By changing a blend of the vulcanized rubber, for example, it is possible to regulate the complex elastic modulus. For the material, PEBAX 5533 manufactured by ATOCHEM CO., LTD. has a complex elastic modulus of 2.72×109 (dyn/cm2), 11-NYLON has a complex elastic modulus of 1.45×1010 (dyn/cm2), and a silicone rubber has a complex elastic modulus of 1.41×107 (dyn/cm2), for example.

The complex elastic modulus is measured at a frequency of 10 Hz on a condition of 5° C. The complex elastic modulus is measured by using a viscoelastic measuring apparatus. For the viscoelastic measuring apparatus, it is possible to use a viscoelastic spectrometer DVA200 manufactured by SHIMADZU CORPORATION. A dimension of a specimen is set to have a width of 4.0 mm, a thickness of 1.6 mm, and a length in a displaced portion of 20.0 mm. A frequency is set to be 10 Hz, a temperature rising speed is set to be 2° C./min, an initial strain is set to be 2 mm, a displacing amplitude is set to be ±12.5 mm and a displacement in a pulling direction is applied to make a vibration so that the measurement is carried out. Consequently, a value at 5° C. is employed as the complex elastic modulus.
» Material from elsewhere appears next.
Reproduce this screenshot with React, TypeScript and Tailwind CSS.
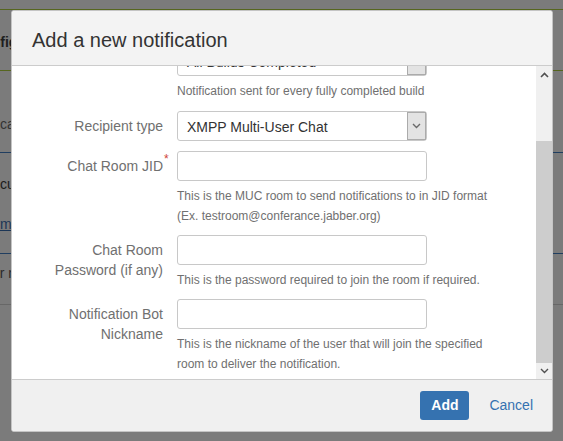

In respect of an enhancement in the vibration absorbing performance, a specific gravity of the elastic member 10 is preferably equal to or higher than 1.0, is more preferably equal to or higher than 1.2 and is further preferably equal to or higher than 1.4. In order to increase the specific gravity of the elastic member 10, it is effective to blend powder of a metal having a high specific gravity or the like. By the blend, a strength of the elastic member 10 is apt to be reduced. In respect of an increase in a strength of the elastic member 10, the specific gravity of the elastic member 10 is preferably equal to or lower than 20, is more preferably equal to or lower than 15, is further preferably equal to or lower than 10, and is particularly preferably equal to or lower than 5. By changing a blending rate of the metal powder, it is possible to regulate the specific gravity. Examples of the metal include tungsten, titanium oxide, a tungsten-nickel alloy, copper oxide and the like.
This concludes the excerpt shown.